With the concept of AI taking its roots in the early 1950s, the world was technology’s oyster. Individuals continued to bring forth inventions and ideas, and it seemed like the golden age of technology would never come to an end. However, there’s very little to be heard or read about women who pursued STEM studies in that era. While this does not point to a possibility that women simply did not take up scientific studies, it is a statistic that would lead to a greater gender exclusivity in the current age. Women were largely kept from learning about technology due to a variety of reasons. Since AI was the “next best thing” for humanity and a way for individuals and nations to showcase their technological prowess, it became a space that had no room for women. AI thus transformed into a vicious cycle that gave into misogyny and bigotry, and continues to be so till the present day.

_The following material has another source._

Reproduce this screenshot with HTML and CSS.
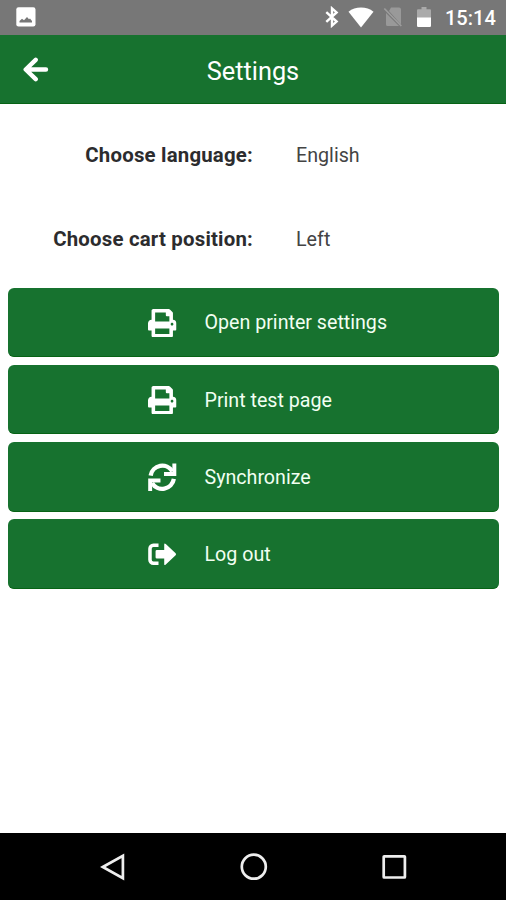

Currently, the problem of women working in AI is a unique one. According to a report from UNESCO, only 22% of the people involved with AI were women - and it is unsurprising to see why. Women working in AI have stagnant paychecks, are not acknowledged for their work, and are often the target for verbal and sexual harassment in the workplace. It is easy to see why technology remains male-dominated to this day - since it drives away most of its female employees and thus leads to a gender-exclusive environment. To this day, it is difficult to come across women working in AI unless you specifically look up the words “Women in AI”, which says a lot about the lack of inclusion in tech workspaces. However, it is not too late for change.